In the wake of the vandalism of 14 Hall County school buses last week, the school system has hired night guards and rearranged security cameras to ward off further crime.

Hall County schools Transportation Director Jewel Armour estimates the vandals caused about $25,000 worth of damage on July 14 when they broke into the Johnson High School bus parking lot and spray painted windows, slashed seats and tore out wires from the buses’ control panels. The vandals also wrote “We’ll be back” on one bus ceiling and “Gainesville is next” on another.

Armour said the school district has a $5,000 insurance deductible and the buses will be repaired before school starts Aug. 10.

“We’re in the process right now of getting those fixed and ready in time for school,” he said. “We do have security there now, so I think we’ll be all right between now and when school starts.”

The Hall County school board met Monday in the theater of the new $37 million Flowery Branch High School.

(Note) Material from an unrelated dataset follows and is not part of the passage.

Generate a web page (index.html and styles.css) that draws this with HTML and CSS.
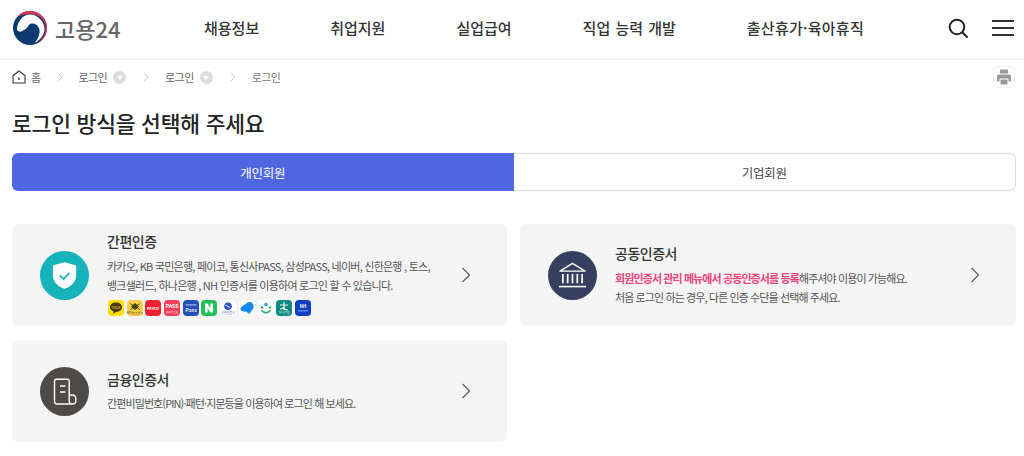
FILE: index.html
```html
<!DOCTYPE html>
<html lang="ko">
<head>
<meta charset="utf-8">
<title>고용24 로그인</title>
<link rel="stylesheet" href="styles.css">
</head>
<body>
<header class="header">
  <a class="logo">
    <svg class="logo-mark" viewBox="0 0 36 36" width="36" height="36">
      <circle cx="18" cy="18" r="17" fill="#0b3a70"/>
      <path d="M5 20C5 11 11 4.500 18 4.500C26 4.500 32.500 12 32.500 19C32.500 25 28 30 23 32.800C26.500 28 28 24 27.500 20C27 15.500 23 13 19.500 13.500C16 14 16 18 13 19.500C11 20.500 8 23.500 5 20Z" fill="#fff"/>
      <path d="M5 7C9 2.500 14 1 18 1A17 17 0 0 1 25 33.500C31 29 33.500 24 33.500 18C33.500 10 27 4 18 4C13 4 9 5 5 7Z" fill="#d8334f"/>
    </svg>
    <span class="logo-text">고용24</span>
  </a>
  <nav class="gnb">
    <a>채용정보</a>
    <a>취업지원</a>
    <a>실업급여</a>
    <a>직업 능력 개발</a>
    <a class="gnb-long">출산휴가·육아휴직</a>
  </nav>
  <div class="header-tools">
    <svg viewBox="0 0 22 22" width="22" height="22" fill="none" stroke="#222" stroke-width="2" stroke-linecap="round"><circle cx="10" cy="10" r="7.300"/><path d="M15.500 15.500L20 20"/></svg>
    <svg viewBox="0 0 22 18" width="22" height="18" fill="none" stroke="#333" stroke-width="1.800"><path d="M0 2H22M0 9H22M0 16H22"/></svg>
  </div>
</header>

<div class="crumbs">
  <svg class="home" viewBox="0 0 14 14" width="14" height="14" fill="none" stroke="#333" stroke-width="1.100"><path d="M1 5.500L7 1L13 5.500V13H1Z"/><path d="M7 7.500V10" stroke-width="1.400"/></svg>
  <span class="crumb-home">홈</span>
  <svg class="sep" viewBox="0 0 6 10" width="6" height="10" fill="none" stroke="#ccc"><path d="M1 1L5 5L1 9"/></svg>
  <span class="crumb">로그인</span>
  <span class="dot"></span>
  <svg class="sep" viewBox="0 0 6 10" width="6" height="10" fill="none" stroke="#ccc"><path d="M1 1L5 5L1 9"/></svg>
  <span class="crumb">로그인</span>
  <span class="dot"></span>
  <svg class="sep" viewBox="0 0 6 10" width="6" height="10" fill="none" stroke="#ccc"><path d="M1 1L5 5L1 9"/></svg>
  <span class="crumb crumb-last">로그인</span>
  <span class="print">
    <svg viewBox="0 0 16 16" width="16" height="16" fill="#999"><path d="M4 .5H12V4.500H4Z"/><path d="M2.500 5.500H13.500A1.500 1.500 0 0 1 15 7V12.500H12.500V9.500H3.500V12.500H1V7A1.500 1.500 0 0 1 2.500 5.500Z"/><path d="M4.500 10.500H11.500V15.500H4.500Z"/></svg>
  </span>
</div>

<main class="main">
  <h1 class="title">로그인 방식을 선택해 주세요</h1>
  <div class="tabs">
    <a class="tab tab-on">개인회원</a>
    <a class="tab">기업회원</a>
  </div>
  <div class="cards">
    <a class="card">
      <span class="ic ic-teal">
        <svg viewBox="0 0 28 30" width="25" height="27"><path d="M14 1L26 4.500V15C26 22 20 27 14 29C8 27 2 22 2 15V4.500Z" fill="#fff" stroke="#fff" stroke-linejoin="round" stroke-width="2"/><path d="M9 15L13 19L19.500 12" fill="none" stroke="#17b3bd" stroke-width="2"/></svg>
      </span>
      <span class="body body-brands">
        <strong class="name">간편인증</strong>
        <span class="desc desc-wide">카카오, KB 국민은행, 페이코, 통신사PASS, 삼성PASS, 네이버, 신한은행 , 토스,<br>뱅크샐러드, 하나은행 , NH 인증서를 이용하여 로그인 할 수 있습니다.</span>
        <span class="brands">
          <i class="b b1"><svg viewBox="0 0 16 16" width="16" height="16"><path d="M8 2.500C11.500 2.500 14 4.500 14 7.300C14 10 11.500 12 8 12L5 14L5.500 11.500C3.500 10.800 2 9.300 2 7.300C2 4.500 4.500 2.500 8 2.500Z" fill="#4a3a1f"/><text class="t" x="8" y="8.500" font-size="3.600" fill="#ffe000" text-anchor="middle">TALK</text></svg></i>
          <i class="b b2"><svg viewBox="0 0 16 16" width="16" height="16"><path d="M8 3L12 6.500L8 10L4 6.500Z" fill="#4b3f14"/><path d="M3 3.500L13 9.500M13 3.500L3 9.500" stroke="#4b3f14" stroke-width=".8"/><text class="t" x="8" y="14" font-size="2.800" fill="#5b4a1a" text-anchor="middle">KB국민인증서</text></svg></i>
          <i class="b b3"><svg viewBox="0 0 16 16" width="16" height="16"><text class="t" x="8" y="9.500" font-size="3.800" font-weight="700" fill="#fff" text-anchor="middle">PAYCO</text></svg></i>
          <i class="b b4"><svg viewBox="0 0 16 16" width="16" height="16"><text class="t" x="8" y="8" font-size="5.200" font-weight="700" fill="#fff" text-anchor="middle">PASS</text><text class="t" x="8" y="12.500" font-size="2.600" fill="#ffe0e5" text-anchor="middle">모바일신분</text></svg></i>
          <i class="b b5"><svg viewBox="0 0 16 16" width="16" height="16"><path d="M2.500 4.800H13.500" stroke="#9db4ea" stroke-width="1.200"/><text class="t" x="8" y="11.500" font-size="5.400" font-weight="500" fill="#fff" text-anchor="middle">Pass</text></svg></i>
          <i class="b b6"><svg viewBox="0 0 16 16" width="16" height="16"><path d="M4 12.500V3.500H6.500L9.500 8V3.500H12V12.500H9.500L6.500 8V12.500Z" fill="#fff"/></svg></i>
          <i class="b b7"><svg viewBox="0 0 16 16" width="16" height="16"><circle cx="8" cy="6.200" r="3.800" fill="#2a56c6"/><path d="M5.500 5L10 7.500" stroke="#fff" stroke-width=".9"/><text class="t" x="8" y="13.800" font-size="2.900" fill="#2a56c6" text-anchor="middle">신한인증서</text></svg></i>
          <i class="b b8"><svg viewBox="0 0 16 16" width="16" height="16"><path d="M1.500 8.500C3 5.500 5.500 5.500 8 2.800C11 .8 15 3 14.500 6.500C15 9.500 12 10 11 13.500C9 14.500 8.500 11.500 6 11.500C3 11.500 1 10.500 1.500 8.500Z" fill="#0f8cf2"/></svg></i>
          <i class="b b9"><svg viewBox="0 0 16 16" width="16" height="16"><circle cx="8" cy="4.500" r="1.800" fill="#2ea3dc"/><circle cx="4" cy="7.500" r="1.300" fill="#29b36a"/><circle cx="12" cy="7.500" r="1.300" fill="#29b36a"/><path d="M3.500 10C5 13.500 11 13.500 12.500 10" fill="none" stroke="#29b36a" stroke-width="1.600"/></svg></i>
          <i class="b b10"><svg viewBox="0 0 16 16" width="16" height="16"><path d="M8 2V10M4 5H12M4 9C6 9 8 8 8 6M12 10C10 10 8 9 8 7" fill="none" stroke="#e9f5f2" stroke-width="1.200"/><text class="t" x="8" y="14" font-size="2.900" fill="#d5efe9" text-anchor="middle">하나은행</text></svg></i>
          <i class="b b11"><svg viewBox="0 0 16 16" width="16" height="16"><text class="t" x="8" y="8" font-size="4.400" font-weight="700" fill="#fff" text-anchor="middle">NH</text><path d="M3 10.800H13" stroke="#8fb0f0"/></svg></i>
        </span>
      </span>
      <svg class="arrow" viewBox="0 0 10 16" width="10" height="16" fill="none" stroke="#666" stroke-width="1.400"><path d="M1.500 1L8.500 8L1.500 15"/></svg>
    </a>

    <a class="card">
      <span class="ic ic-navy">
        <svg viewBox="0 0 30 28" width="29" height="27" fill="none" stroke="#fff" stroke-width="1.400"><path d="M15 1.500L28 9.500H2Z" stroke-linejoin="round"/><path d="M5 12.500V22M10 12.500V22M15 12.500V22M20 12.500V22M25 12.500V22" stroke-width="1.800"/><path d="M1 25.500H29" stroke-width="1.600"/></svg>
      </span>
      <span class="body">
        <strong class="name">공동인증서</strong>
        <span class="desc"><em class="pink">회원인증서 관리 메뉴에서 공동인증서를 등록</em>해주셔야 이용이 가능해요.<br>처음 로그인 하는 경우, 다른 인증 수단을 선택해 주세요.</span>
      </span>
      <svg class="arrow" viewBox="0 0 10 16" width="10" height="16" fill="none" stroke="#666" stroke-width="1.400"><path d="M1.500 1L8.500 8L1.500 15"/></svg>
    </a>

    <a class="card">
      <span class="ic ic-brown">
        <svg viewBox="0 0 24 27" width="24" height="27" fill="none" stroke="#fff" stroke-width="1.400"><path d="M19 26H4C2.500 26 1.500 25 1.500 23V3C1.500 2 2.200 1.200 3.500 1.200H14.500C15.500 1.200 16.200 2 16.200 3V23C16.200 25 17.500 26 19 26C21 26 22.800 25 22.800 23V21C22.800 19 21.500 17 19 17H16.200"/><path d="M7 8H12.500M7 14H12.500"/></svg>
      </span>
      <span class="body">
        <strong class="name">금융인증서</strong>
        <span class="desc">간편비밀번호(PIN)·패턴·지문등을 이용하여 로그인 해 보세요.</span>
      </span>
      <svg class="arrow" viewBox="0 0 10 16" width="10" height="16" fill="none" stroke="#666" stroke-width="1.400"><path d="M1.500 1L8.500 8L1.500 15"/></svg>
    </a>
  </div>
</main>
</body>
</html>
```
FILE: styles.css
```css
* { box-sizing: border-box; }
html, body { margin: 0; padding: 0; }
body {
  width: 1024px;
  height: 456px;
  overflow: hidden;
  background: #fff;
  font-family: "Noto Sans CJK KR", "Noto Sans", sans-serif;
  color: #333;
}
a { color: inherit; text-decoration: none; }
i, em { font-style: normal; }

.header {
  display: flex;
  align-items: center;
  height: 60px;
  padding: 0 10px 3px 12px;
  border-bottom: 2px solid #f5f5f5;
}
.logo { display: flex; align-items: center; width: 192px; }
.logo-mark { flex: none; }
.logo-text {
  margin-left: 7px;
  font-size: 22px;
  line-height: 28px;
  font-weight: 500;
  letter-spacing: 0;
  color: #666;
}
.gnb { display: flex; gap: 71px; }
.gnb a {
  font-size: 15px;
  line-height: 22px;
  font-weight: 500;
  letter-spacing: 0;
  word-spacing: 1px;
  color: #333;
}
.gnb .gnb-long { letter-spacing: .25px; }
.header-tools {
  margin-left: auto;
  display: flex;
  align-items: center;
  gap: 23px;
}

.crumbs {
  display: flex;
  align-items: center;
  height: 34px;
  padding: 0 9px 0 12px;
  font-size: 11px;
  color: #666;
  letter-spacing: -.6px;
}
.home { flex: none; }
.crumb-home { margin-left: 5px; }
.sep { margin: 0 16px 0 16px; flex: none; }
.crumb { line-height: 16px; }
.crumb-last { color: #777; }
.dot {
  position: relative;
  width: 13px;
  height: 13px;
  margin: 0 1px 0 6px;
  border-radius: 50%;
  background: #ddd;
}
.dot::after {
  content: "";
  position: absolute;
  left: 3.500px;
  top: 5px;
  border: 3px solid transparent;
  border-top: 4px solid #fff;
}
.print {
  margin-left: auto;
  width: 22px;
  height: 22px;
  display: flex;
  align-items: center;
  justify-content: center;
  border: 1px solid #f2f2f2;
  border-radius: 3px;
}

.main { padding: 0 8px 0 12px; }
.title {
  margin: 13px 0 14px;
  font-size: 21.500px;
  line-height: 32px;
  font-weight: 500;
  letter-spacing: -.2px;
  color: #222;
}
.tabs {
  display: flex;
  height: 38px;
  border-radius: 6px;
  font-size: 12.500px;
  letter-spacing: -.3px;
}
.tab {
  flex: 1;
  display: flex;
  align-items: center;
  justify-content: center;
  border: 1px solid #ddd;
  border-left: 0;
  border-radius: 0 6px 6px 0;
  color: #444;
}
.tab-on {
  border: 0;
  border-radius: 6px 0 0 6px;
  background: #4f66e0;
  color: #fff;
}
.cards {
  display: grid;
  grid-template-columns: 495px 496px;
  grid-auto-rows: 102px;
  gap: 14px 13px;
  margin-top: 33px;
}
.card {
  display: flex;
  align-items: center;
  padding: 0 36px 0 28px;
  background: #f4f4f4;
  border-radius: 6px;
}
.ic {
  flex: none;
  width: 49px;
  height: 49px;
  border-radius: 50%;
  display: flex;
  align-items: center;
  justify-content: center;
}
.ic-teal { background: #17b3bd; }
.ic-navy { background: #353f60; }
.ic-brown { background: #4e4a47; }
.body {
  flex: 1;
  min-width: 0;
  margin-left: 18px;
  display: flex;
  flex-direction: column;
}
.body-brands { padding-bottom: 3px; }
.name {
  font-size: 14px;
  line-height: 20px;
  font-weight: 500;
  letter-spacing: -.5px;
  color: #333;
}
.desc {
  margin-top: 5.500px;
  font-size: 11px;
  line-height: 19px;
  letter-spacing: -.9px;
  white-space: nowrap;
  color: #555;
}
.desc-wide { letter-spacing: -.76px; }
.pink { color: #f0447a; font-weight: 700; }
.brands { display: flex; gap: 2.700px; margin-top: 5.500px; margin-left: 1px; }
.b { width: 16px; height: 16px; border-radius: 4px; display: block; overflow: hidden; }
.b svg { display: block; }
.t { letter-spacing: 0; }
.b1 { background: #ffe000; }
.b2 { background: #f8cf47; }
.b3 { background: #f2232e; }
.b4 { background: #f53f5a; }
.b5 { background: #2450b8; }
.b6 { background: #22bf5b; }
.b7, .b8, .b9 { background: #fff; }
.b10 { background: #0f8a80; }
.b11 { background: #0f3fc4; }
.arrow { flex: none; margin-left: 12px; }
```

Hall County schools Superintendent Will Schofield said the new high school was built debt-free using special 1-cent tax funds. He said the school has a 1,500-student capacity and he expects about 1,470 students to show up at the Spout Springs Road school for classes this fall.

“We’re under budget and ahead of schedule,” he said. “All the stuff is in the right buildings now. Things are coming into place and we still have three weeks before boys and girls get here.”

Jerry Huguley, director of construction for Hall schools, said the 252,000-square-foot school is the biggest of Hall County’s 34 schools.

He said the school has 86 classrooms and was designed to accommodate a middle school and a high school within the same building.
Huguley said the school features two gyms and “plenty of room for expansion.”

Schofield said the South Hall shift, which moved three school populations to three different buildings to save $1 million in opening costs of the new high school, was executed with “great precision.”

Schofield informed the school board Monday that although sales tax revenues turned out another disappointing month in June at $1.5 million, the school system ended this past fiscal year on June 30 with a $5.6 million surplus.